*WHAT THE TASK ASKS:*
Locate the word "screenshot" in the material, then show every line that holds it.

= = = = =

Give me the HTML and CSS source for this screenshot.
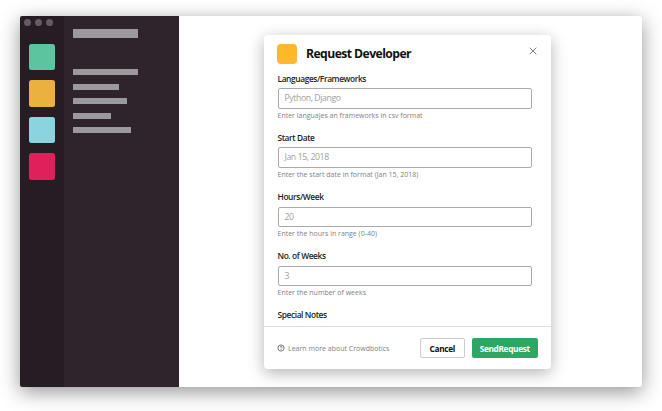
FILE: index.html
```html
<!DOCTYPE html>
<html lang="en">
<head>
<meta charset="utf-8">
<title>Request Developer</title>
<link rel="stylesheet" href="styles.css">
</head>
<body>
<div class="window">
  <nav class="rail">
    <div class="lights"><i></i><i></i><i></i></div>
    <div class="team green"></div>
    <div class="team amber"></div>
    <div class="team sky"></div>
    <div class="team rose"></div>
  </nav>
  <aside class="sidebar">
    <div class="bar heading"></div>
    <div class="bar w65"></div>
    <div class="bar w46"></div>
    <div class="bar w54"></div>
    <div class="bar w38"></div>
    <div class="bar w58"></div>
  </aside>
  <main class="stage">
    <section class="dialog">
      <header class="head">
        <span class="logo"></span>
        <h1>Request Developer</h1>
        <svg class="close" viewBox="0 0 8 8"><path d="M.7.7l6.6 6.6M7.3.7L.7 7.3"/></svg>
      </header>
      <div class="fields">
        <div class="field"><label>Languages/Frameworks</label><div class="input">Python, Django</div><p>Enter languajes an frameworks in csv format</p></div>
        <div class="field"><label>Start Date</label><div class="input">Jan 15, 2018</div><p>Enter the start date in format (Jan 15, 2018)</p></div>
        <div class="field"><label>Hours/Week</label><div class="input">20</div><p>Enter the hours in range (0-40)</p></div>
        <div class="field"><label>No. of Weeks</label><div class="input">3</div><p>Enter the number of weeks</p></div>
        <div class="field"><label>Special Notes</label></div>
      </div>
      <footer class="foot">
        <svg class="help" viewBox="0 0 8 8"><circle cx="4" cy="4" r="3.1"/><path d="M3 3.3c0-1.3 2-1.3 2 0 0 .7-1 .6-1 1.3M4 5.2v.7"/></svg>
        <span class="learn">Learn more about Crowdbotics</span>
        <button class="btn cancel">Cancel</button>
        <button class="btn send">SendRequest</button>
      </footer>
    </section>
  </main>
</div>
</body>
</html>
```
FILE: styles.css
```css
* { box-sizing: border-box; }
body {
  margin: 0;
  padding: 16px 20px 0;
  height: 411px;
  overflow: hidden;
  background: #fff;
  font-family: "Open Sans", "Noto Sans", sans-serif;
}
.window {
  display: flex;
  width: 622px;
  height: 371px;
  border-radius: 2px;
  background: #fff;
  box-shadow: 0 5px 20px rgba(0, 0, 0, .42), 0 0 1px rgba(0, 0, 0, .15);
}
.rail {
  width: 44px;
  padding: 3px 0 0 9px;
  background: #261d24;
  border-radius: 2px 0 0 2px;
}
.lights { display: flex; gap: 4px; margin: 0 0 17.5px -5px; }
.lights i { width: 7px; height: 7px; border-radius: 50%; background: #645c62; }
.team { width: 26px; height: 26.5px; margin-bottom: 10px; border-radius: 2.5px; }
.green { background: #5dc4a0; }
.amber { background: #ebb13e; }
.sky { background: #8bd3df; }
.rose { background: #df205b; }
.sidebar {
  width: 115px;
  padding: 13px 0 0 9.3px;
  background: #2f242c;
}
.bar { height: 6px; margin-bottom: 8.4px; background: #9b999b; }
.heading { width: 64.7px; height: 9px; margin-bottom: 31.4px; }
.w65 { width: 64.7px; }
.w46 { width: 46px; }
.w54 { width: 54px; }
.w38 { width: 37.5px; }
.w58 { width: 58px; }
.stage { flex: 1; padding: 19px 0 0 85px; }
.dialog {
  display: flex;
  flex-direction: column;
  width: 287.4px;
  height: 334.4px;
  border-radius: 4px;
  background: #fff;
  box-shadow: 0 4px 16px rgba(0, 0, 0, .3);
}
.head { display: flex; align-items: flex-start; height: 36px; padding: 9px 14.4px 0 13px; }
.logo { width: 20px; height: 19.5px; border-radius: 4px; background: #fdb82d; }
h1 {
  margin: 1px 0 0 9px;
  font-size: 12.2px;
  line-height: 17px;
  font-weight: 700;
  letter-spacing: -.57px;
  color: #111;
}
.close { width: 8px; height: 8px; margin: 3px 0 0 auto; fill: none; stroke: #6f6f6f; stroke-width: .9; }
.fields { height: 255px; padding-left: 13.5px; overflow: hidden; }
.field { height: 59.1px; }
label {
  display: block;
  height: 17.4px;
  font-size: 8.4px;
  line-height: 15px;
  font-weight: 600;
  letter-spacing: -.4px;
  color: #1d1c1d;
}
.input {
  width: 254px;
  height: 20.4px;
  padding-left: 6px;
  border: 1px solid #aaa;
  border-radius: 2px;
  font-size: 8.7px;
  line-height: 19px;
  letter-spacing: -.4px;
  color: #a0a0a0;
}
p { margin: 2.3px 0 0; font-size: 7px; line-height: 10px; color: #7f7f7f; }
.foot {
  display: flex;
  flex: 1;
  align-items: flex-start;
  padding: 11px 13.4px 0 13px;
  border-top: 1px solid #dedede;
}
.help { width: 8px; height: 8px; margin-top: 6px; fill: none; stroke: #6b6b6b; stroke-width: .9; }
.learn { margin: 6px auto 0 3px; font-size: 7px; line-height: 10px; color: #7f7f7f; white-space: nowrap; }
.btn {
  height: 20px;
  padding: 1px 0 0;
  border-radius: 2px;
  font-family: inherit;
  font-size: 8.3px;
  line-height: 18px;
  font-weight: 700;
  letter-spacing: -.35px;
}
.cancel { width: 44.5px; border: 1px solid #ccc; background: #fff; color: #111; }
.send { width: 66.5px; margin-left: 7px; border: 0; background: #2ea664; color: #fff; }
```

= = = = =

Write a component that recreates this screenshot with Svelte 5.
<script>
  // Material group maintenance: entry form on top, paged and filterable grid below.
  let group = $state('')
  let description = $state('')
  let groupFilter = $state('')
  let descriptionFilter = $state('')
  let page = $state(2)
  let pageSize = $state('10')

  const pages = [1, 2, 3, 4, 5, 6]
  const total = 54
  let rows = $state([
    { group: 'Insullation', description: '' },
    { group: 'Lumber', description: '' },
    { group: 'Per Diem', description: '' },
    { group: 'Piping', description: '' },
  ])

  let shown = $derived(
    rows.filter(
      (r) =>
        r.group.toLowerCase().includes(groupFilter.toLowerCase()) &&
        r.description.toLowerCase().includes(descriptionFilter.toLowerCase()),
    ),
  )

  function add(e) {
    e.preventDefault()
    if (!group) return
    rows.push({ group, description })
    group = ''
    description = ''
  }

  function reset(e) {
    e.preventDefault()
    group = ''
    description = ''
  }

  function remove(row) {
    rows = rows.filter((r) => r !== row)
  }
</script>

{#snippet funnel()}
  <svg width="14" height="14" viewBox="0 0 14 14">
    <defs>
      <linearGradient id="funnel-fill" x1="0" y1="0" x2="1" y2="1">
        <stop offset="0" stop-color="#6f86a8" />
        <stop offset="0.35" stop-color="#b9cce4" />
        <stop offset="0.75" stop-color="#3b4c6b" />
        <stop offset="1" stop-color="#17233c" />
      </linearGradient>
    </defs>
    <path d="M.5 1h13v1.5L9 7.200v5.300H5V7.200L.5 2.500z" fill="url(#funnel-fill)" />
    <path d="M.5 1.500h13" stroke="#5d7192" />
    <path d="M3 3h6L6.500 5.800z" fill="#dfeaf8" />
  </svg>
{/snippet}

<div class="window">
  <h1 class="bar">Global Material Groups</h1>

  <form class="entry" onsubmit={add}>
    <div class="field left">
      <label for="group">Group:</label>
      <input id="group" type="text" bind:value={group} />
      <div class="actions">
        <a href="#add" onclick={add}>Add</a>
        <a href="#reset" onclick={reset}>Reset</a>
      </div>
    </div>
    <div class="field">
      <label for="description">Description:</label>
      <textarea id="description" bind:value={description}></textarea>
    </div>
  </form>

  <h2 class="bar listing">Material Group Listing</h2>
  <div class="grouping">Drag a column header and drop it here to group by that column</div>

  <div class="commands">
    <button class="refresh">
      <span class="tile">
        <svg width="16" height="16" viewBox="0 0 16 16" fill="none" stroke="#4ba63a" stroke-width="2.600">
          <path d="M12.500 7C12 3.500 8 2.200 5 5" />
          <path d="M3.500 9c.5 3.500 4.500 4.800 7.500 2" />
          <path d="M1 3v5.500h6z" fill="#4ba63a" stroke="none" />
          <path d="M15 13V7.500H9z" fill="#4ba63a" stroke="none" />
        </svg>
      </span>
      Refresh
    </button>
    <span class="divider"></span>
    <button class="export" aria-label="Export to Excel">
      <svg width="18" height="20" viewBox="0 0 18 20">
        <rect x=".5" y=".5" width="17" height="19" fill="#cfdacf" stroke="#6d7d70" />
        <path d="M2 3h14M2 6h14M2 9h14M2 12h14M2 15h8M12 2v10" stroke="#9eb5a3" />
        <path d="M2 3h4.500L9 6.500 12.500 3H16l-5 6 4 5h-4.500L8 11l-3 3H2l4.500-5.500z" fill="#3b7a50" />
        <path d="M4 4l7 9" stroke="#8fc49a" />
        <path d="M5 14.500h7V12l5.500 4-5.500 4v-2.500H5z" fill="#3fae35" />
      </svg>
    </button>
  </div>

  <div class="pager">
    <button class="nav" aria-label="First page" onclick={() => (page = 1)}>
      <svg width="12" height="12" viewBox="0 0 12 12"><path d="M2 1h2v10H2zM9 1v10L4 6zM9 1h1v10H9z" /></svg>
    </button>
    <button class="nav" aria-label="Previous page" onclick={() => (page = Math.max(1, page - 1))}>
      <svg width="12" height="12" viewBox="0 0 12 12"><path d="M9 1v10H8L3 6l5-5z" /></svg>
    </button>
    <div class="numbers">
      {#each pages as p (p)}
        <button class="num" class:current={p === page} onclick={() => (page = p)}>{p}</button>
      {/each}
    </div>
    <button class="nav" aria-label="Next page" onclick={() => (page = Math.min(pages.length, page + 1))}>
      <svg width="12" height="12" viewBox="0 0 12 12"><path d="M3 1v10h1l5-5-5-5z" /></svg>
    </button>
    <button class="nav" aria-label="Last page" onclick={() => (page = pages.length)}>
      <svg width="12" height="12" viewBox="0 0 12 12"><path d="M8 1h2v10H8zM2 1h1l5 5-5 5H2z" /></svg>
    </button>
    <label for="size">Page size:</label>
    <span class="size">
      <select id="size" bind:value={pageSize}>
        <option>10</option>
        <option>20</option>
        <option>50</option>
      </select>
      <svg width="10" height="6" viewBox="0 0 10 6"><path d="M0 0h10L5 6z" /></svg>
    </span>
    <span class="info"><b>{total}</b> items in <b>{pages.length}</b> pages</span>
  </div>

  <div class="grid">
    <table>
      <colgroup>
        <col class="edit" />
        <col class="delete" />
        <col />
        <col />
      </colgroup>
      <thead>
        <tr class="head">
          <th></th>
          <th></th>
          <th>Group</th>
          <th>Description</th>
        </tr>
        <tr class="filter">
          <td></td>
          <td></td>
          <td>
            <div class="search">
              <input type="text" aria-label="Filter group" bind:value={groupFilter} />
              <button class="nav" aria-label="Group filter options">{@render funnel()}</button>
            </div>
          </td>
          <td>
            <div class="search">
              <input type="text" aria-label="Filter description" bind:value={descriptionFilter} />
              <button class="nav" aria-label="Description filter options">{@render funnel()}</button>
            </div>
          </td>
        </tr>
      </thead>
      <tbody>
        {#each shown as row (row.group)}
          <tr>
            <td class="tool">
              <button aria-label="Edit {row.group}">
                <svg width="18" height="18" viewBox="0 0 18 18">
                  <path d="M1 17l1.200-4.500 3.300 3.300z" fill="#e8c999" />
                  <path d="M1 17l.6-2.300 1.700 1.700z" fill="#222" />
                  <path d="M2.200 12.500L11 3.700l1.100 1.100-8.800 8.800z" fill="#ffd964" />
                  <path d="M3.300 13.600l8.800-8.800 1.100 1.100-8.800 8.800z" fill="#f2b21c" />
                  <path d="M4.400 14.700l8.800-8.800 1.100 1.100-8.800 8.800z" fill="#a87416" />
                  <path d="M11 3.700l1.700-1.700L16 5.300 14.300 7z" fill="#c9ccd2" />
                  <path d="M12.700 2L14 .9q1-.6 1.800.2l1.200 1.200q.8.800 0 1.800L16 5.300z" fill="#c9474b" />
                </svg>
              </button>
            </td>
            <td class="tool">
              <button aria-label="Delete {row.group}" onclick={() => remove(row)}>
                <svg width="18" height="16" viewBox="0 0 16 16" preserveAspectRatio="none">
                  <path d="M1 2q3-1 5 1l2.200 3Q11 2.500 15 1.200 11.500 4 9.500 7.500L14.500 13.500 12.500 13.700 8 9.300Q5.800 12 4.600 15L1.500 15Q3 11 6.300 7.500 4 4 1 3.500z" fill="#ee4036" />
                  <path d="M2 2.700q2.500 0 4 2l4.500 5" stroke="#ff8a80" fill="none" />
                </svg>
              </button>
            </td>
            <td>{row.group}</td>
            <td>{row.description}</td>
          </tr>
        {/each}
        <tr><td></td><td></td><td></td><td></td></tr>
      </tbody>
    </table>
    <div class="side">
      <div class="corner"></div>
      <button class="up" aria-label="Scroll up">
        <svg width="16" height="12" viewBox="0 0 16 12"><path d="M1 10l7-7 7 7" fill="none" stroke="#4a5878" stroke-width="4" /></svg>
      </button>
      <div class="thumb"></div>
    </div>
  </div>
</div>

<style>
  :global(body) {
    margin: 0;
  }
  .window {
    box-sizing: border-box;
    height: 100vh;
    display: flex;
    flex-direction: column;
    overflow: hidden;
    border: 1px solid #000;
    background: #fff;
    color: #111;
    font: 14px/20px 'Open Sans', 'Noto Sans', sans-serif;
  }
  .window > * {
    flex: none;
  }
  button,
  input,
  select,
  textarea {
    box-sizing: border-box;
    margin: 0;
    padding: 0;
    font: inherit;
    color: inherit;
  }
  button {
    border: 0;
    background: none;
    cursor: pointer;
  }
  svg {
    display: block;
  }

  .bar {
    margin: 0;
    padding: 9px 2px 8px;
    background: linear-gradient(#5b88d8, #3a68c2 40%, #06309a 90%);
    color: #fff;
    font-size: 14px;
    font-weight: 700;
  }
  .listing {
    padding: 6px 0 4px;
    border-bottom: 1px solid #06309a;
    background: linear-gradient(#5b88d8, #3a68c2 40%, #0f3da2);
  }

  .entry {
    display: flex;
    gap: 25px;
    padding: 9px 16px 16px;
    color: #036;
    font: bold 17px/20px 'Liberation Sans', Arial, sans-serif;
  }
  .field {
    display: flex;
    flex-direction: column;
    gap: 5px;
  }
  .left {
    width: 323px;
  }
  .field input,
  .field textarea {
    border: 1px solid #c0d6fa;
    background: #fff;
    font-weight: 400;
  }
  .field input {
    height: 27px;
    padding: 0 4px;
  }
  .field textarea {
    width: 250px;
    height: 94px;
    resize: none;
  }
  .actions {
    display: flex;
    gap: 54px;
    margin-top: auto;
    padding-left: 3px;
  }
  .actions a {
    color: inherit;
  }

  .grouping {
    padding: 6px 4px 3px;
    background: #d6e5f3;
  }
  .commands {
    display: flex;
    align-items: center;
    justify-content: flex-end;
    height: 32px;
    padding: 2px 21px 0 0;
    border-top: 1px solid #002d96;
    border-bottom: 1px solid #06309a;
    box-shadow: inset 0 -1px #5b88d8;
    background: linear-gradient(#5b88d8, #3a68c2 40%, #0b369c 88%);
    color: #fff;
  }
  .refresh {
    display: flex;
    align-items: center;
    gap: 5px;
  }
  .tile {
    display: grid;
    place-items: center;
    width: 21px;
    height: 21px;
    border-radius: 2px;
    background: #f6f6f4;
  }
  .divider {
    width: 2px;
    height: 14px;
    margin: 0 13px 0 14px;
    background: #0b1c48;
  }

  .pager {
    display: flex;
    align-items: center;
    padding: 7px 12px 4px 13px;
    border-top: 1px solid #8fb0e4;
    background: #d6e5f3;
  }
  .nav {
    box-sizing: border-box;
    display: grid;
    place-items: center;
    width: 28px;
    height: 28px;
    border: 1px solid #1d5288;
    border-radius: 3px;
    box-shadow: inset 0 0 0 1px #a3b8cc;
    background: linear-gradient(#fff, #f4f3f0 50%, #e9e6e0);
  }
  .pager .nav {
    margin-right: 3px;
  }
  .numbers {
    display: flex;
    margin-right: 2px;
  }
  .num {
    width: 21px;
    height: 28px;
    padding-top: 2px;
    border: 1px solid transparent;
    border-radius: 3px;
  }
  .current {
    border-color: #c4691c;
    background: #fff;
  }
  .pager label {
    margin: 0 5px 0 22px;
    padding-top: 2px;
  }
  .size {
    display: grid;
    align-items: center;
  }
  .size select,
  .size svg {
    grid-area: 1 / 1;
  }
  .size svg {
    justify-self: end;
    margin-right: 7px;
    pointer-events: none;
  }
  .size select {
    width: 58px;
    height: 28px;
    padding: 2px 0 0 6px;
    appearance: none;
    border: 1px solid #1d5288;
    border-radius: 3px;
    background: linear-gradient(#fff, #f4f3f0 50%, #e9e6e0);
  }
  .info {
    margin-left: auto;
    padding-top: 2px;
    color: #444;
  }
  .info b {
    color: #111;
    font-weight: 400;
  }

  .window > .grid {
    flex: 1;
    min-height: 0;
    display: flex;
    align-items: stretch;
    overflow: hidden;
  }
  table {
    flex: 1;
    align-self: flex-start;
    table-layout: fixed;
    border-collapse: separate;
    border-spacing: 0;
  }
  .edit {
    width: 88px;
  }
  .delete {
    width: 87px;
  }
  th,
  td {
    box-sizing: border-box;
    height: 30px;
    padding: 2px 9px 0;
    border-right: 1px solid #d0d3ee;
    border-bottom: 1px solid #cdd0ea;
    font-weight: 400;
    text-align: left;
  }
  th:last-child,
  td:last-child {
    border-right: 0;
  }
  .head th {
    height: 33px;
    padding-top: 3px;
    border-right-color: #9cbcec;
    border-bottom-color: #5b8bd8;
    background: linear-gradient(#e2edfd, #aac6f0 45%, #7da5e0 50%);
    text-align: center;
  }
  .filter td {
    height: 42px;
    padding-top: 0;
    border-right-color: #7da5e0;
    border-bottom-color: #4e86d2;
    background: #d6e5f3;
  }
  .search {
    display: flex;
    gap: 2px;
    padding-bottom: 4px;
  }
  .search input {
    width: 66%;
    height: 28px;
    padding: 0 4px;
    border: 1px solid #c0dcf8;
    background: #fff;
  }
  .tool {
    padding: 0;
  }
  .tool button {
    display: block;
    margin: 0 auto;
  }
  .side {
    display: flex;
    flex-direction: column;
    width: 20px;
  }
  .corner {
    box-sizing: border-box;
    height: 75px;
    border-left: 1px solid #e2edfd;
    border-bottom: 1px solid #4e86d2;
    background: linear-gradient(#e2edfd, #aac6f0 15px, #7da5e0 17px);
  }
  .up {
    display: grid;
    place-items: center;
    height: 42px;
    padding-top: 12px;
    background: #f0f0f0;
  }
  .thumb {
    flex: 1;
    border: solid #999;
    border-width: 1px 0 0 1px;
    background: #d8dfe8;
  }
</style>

= = = = =

*THE SOLUTION:*
Give me the HTML and CSS source for this screenshot.
Write a component that recreates this screenshot with Svelte 5.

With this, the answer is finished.